When she gets to her last stop in Dunedin, the bagels will still be warm.

4:19 A.M., TAMPA WHOLESALE PRODUCE MARKET, 2801 E HILLSBOROUGH AVE.

Trucks and trailers are pulling into the lot. Under the bright beams of street lights, vendors are setting up their stalls. Collards and eggs. Onions and tomatoes.

The flower man has the brightest booth of all.

While others rush getting ready, he lounges in his canvas chair, his straw cowboy hat tipped back, his legs crossed. "There were three of four flower trucks when I started out here," Ed Alex says in his soft drawl. "Now, it's just me. And that's just fine."

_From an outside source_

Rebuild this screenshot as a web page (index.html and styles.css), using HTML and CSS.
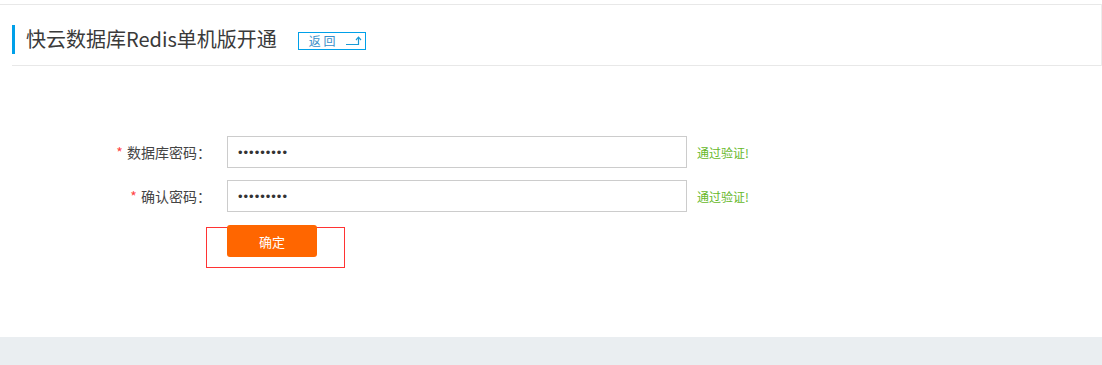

He drinks in the perfume of the petals: pink petunias, scarlet geraniums, golden sunflowers so big their heads bob. Puffs of powder-blue hydrangeas; buckets of minicarnations; thick stems of gladiolas bursting with star-shaped blooms. And the orchids, oh, these orchids. Elegant cattleyas that bloom only once a year; tender violet-colored vandas that take seven years to flower.

Ed grew those himself. That's why he moved to Florida.

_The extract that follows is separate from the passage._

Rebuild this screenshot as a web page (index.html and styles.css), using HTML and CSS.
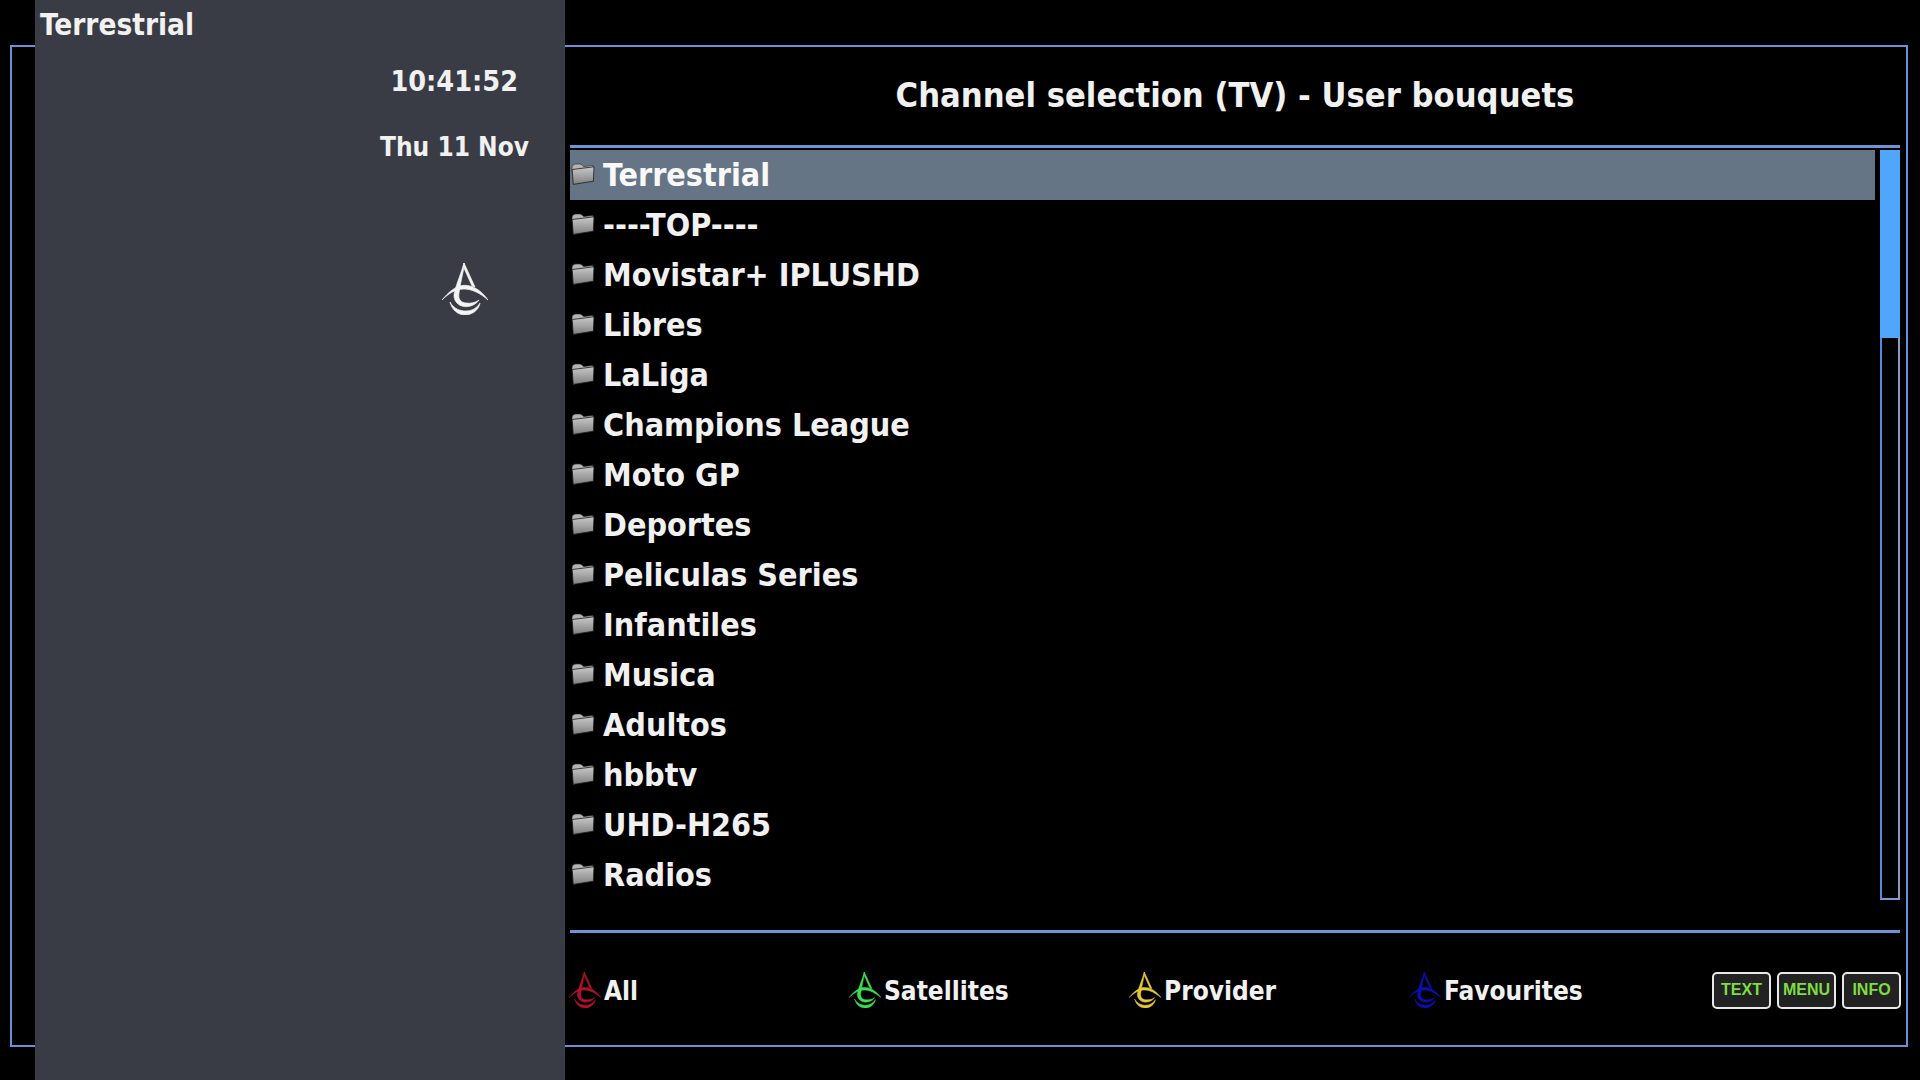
FILE: index.html
```html
<!DOCTYPE html>
<html lang="en">
<head>
<meta charset="utf-8">
<title>Channel selection</title>
<link rel="stylesheet" href="styles.css">
</head>
<body>
<svg class="defs" width="0" height="0" aria-hidden="true">
  <defs>
    <symbol id="logo" viewBox="0 0 46 52">
      <g fill="currentColor" stroke="currentColor" stroke-width="0.7">
        <path d="M22 0 L19.5 8 C16 18 12 28 12 33 C12.5 41 20 44.5 26 43.5 C31 43 35 40 37 37 C33 40 28 40.5 24 40 C18.5 39.5 16 36 17 30 C18.5 20 21 10 22 4 Z"/>
        <path d="M22 0 L33 24 L30 23 L21.5 4 Z"/>
        <path d="M0 37 C6 30 12 24 20 22.5 C30 21 40 28 46 37 C38 30 30 26 22 26 C13 26 6 31 0 37 Z"/>
        <path d="M8 39 C12 46 18 48 24 48 C30 48 35 45 38 40 C37 47 30 52 23 52 C16 52 10 47 8 39 Z"/>
      </g>
    </symbol>
    <linearGradient id="fg" x1="0" y1="0" x2="0" y2="1">
      <stop offset="0" stop-color="#c8c8c8"/>
      <stop offset="1" stop-color="#808080"/>
    </linearGradient>
    <symbol id="folder" viewBox="0 0 24 22">
      <path fill="#b4b4b4" stroke="#2a2a2a" stroke-width="0.6" d="M1 5 C1 2 3 1 5 1 L9 1 C11 1 11.5 3.5 13 3.5 L22 2.5 L22 7 L1 9 Z"/>
      <path fill="url(#fg)" stroke="#1c1c1c" stroke-width="0.8" d="M1.2 6.5 L23 3.8 L22.4 18.2 L2.2 21.4 Z"/>
    </symbol>
  </defs>
</svg>
<div class="screen">
  <div class="frame"></div>
  <aside class="side">
    <div class="side-title">Terrestrial</div>
    <div class="clock">10:41:52</div>
    <div class="date">Thu 11 Nov</div>
    <svg class="side-logo"><use href="#logo"/></svg>
  </aside>
  <main class="main">
    <h1 class="title">Channel selection (TV) - User bouquets</h1>
    <div class="rule"></div>
    <div class="listwrap">
      <ul class="list">
        <li class="row sel"><svg class="folder"><use href="#folder"/></svg>Terrestrial</li>
        <li class="row"><svg class="folder"><use href="#folder"/></svg>----TOP----</li>
        <li class="row"><svg class="folder"><use href="#folder"/></svg>Movistar+ IPLUSHD</li>
        <li class="row"><svg class="folder"><use href="#folder"/></svg>Libres</li>
        <li class="row"><svg class="folder"><use href="#folder"/></svg>LaLiga</li>
        <li class="row"><svg class="folder"><use href="#folder"/></svg>Champions League</li>
        <li class="row"><svg class="folder"><use href="#folder"/></svg>Moto GP</li>
        <li class="row"><svg class="folder"><use href="#folder"/></svg>Deportes</li>
        <li class="row"><svg class="folder"><use href="#folder"/></svg>Peliculas Series</li>
        <li class="row"><svg class="folder"><use href="#folder"/></svg>Infantiles</li>
        <li class="row"><svg class="folder"><use href="#folder"/></svg>Musica</li>
        <li class="row"><svg class="folder"><use href="#folder"/></svg>Adultos</li>
        <li class="row"><svg class="folder"><use href="#folder"/></svg>hbbtv</li>
        <li class="row"><svg class="folder"><use href="#folder"/></svg>UHD-H265</li>
        <li class="row"><svg class="folder"><use href="#folder"/></svg>Radios</li>
      </ul>
      <div class="scroll"><div class="thumb"></div></div>
    </div>
    <div class="rule rule-low"></div>
    <div class="foot">
      <div class="key"><svg class="key-logo red"><use href="#logo"/></svg>All</div>
      <div class="key"><svg class="key-logo green"><use href="#logo"/></svg>Satellites</div>
      <div class="key"><svg class="key-logo yellow"><use href="#logo"/></svg>Provider</div>
      <div class="key"><svg class="key-logo blue"><use href="#logo"/></svg>Favourites</div>
      <div class="btns">
        <span class="btn">TEXT</span><span class="btn">MENU</span><span class="btn">INFO</span>
      </div>
    </div>
  </main>
</div>
</body>
</html>
```
FILE: styles.css
```css
* { box-sizing: border-box; }
html, body { margin: 0; padding: 0; background: #000; }
body { width: 1920px; height: 1080px; overflow: hidden; font-family: "DejaVu Sans Condensed", "DejaVu Sans", sans-serif; font-stretch: condensed; font-weight: 700; color: #f1f1f1; }
.defs { position: absolute; }
.screen { position: relative; width: 1920px; height: 1080px; display: flex; padding-left: 35px; }
.frame { position: absolute; left: 10px; top: 45px; width: 1898px; height: 1002px; border: 2px solid #6b8fd8; }
.side { position: relative; width: 530px; height: 1080px; background: #393c45; flex: none; display: flex; flex-direction: column; }
.side-title { font-size: 29.5px; line-height: 32px; margin: 9px 0 0 5px; }
.clock { font-size: 28.5px; line-height: 32px; margin-top: 25px; width: 483px; text-align: right; letter-spacing: 0; }
.date { font-size: 26px; line-height: 32px; margin-top: 33px; width: 494px; text-align: right; }
.side-logo { width: 46px; height: 52px; color: #f4f4f4; margin: 100px 0 0 407px; }
.main { position: relative; flex: none; width: 1330px; margin-left: 5px; display: flex; flex-direction: column; }
.title { margin: 73px 0 0; height: 44px; font-size: 34.2px; line-height: 44px; font-weight: 700; text-align: center; width: 1330px; }
.rule { height: 3px; margin-top: 28px; background: #7092d6; }
.rule-low { margin-top: 30px; }
.listwrap { display: flex; margin-top: 2px; height: 750px; }
.list { list-style: none; margin: 0; padding: 0; width: 1305px; flex: none; }
.row { height: 50px; display: flex; align-items: center; font-size: 32px; line-height: 50px; }
.row.sel { background: #667585; color: #f8f8f8; }
.folder { width: 24px; height: 22px; margin: 0 8px 0 1px; flex: none; position: relative; top: -1px; }
.scroll { width: 20px; height: 750px; margin-left: 5px; border: 2px solid #8a9bc2; border-left-color: #5a86e0; border-bottom-color: #7b99d8; }
.thumb { height: 188px; margin: -2px; background: #4fa6fb; }
.foot { display: flex; align-items: center; height: 50px; margin-top: 33px; font-size: 26px; }
.key { width: 280px; display: flex; align-items: center; flex: none; }
.key-logo { width: 32px; height: 36px; margin: 0 3px 0 -1px; flex: none; position: relative; top: -1px; }
.red { color: #b01228; }
.green { color: #3fe04f; }
.yellow { color: #e6c83e; }
.blue { color: #0a10b0; }
.btns { display: flex; gap: 6px; margin-left: 22px; position: relative; top: -1px; }
.btn { width: 59px; height: 37px; border: 2px solid #e8e8e8; border-radius: 5px; background: #222; color: #7fdc42; font-family: "Liberation Sans", sans-serif; font-stretch: normal; font-size: 16px; display: flex; align-items: center; justify-content: center; }
```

"I had a construction company in Pennsylvania, built condos in Atlantic City," he says. In 1989, he bought 12 acres in Palmetto and started Hawaiian Orchid Connection. He sells to 28 florists from Sarasota to Clearwater and sets up at Tampa's farmers' market twice a week.

"I'll take all those baskets, these buckets of glads," a man tells Ed, rifling through his flowers. The man spins bluebell baskets, squeezes gladiolus stalks. Then he spies the splash of pink. "Are those petunias?" the man asks, excited. Ed nods. "Those too," the man says. He buys $96 worth of flowers to sell at his produce market in Lake Wales. "These'll all be gone by tomorrow," he tells Ed, grinning.

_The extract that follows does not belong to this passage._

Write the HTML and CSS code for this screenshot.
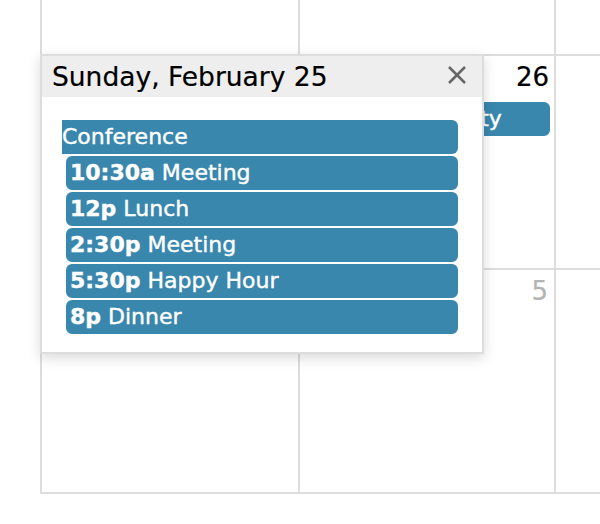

Most of Ed's customers buy wholesale: hotel and restaurant managers, flea-market gurus and florists. But some folks want only a single stem. "I have a guy who comes by to get his girlfriend a rose every week," he says.

"This business I'm in here," he shakes his head, smiling beneath the orchids, "you see someone who's down or someone who's mad, you give them a flower, even one single flower, and it brightens them right up."

5:58 A.M., TRAPPMAN CRAB TRAPP & SHRIMP SHACK, 11350 GANDY BLVD., ST. PETERSBURG

Big Bird wants his breakfast. Outside the back door of the bait shop, behind the pinfish tanks, the great blue heron is pacing across the porch, fussing.

"He's here every morning, long before me," says Bill Trappman, who owns the store. "He's a night hunter. He stays up all night."

Trappman, 69, limps across the cement floor, checking his tanks. The shop has been open only an hour, but already his khaki shorts and guayabera are streaked with wet spots. He adjusts a hose in the shrimp tank, stirs a net through the blue crabs.

Big Bird follows him, peering through the bait-shop windows, squawking. "He loves pinfish," Trappman says. He peers into a bathtub brimming with fiddler crabs, pretending to ignore the angry heron outside.

"Forty years ago, maybe more, I was sitting out in my skiff one night, listening to the mullet jump," Trappman says. "It was all peaceful out there, till some big old thing swooped down and landed right on my oar. Oooeee!" Trappman whoops, laughing. "I thought Jesus had me."

Instead it was a heron, one almost as big as Big Bird.

Just after 6 a.m., Trappman shuffles over to the pinfish tank and scoops out a handful, slinging the silver fish, one by one, out the porch door. Big Bird opens his beak and gulps greedily.

"We got a white heron hangs around here too," Trappman says. "But he won't be by until daylight."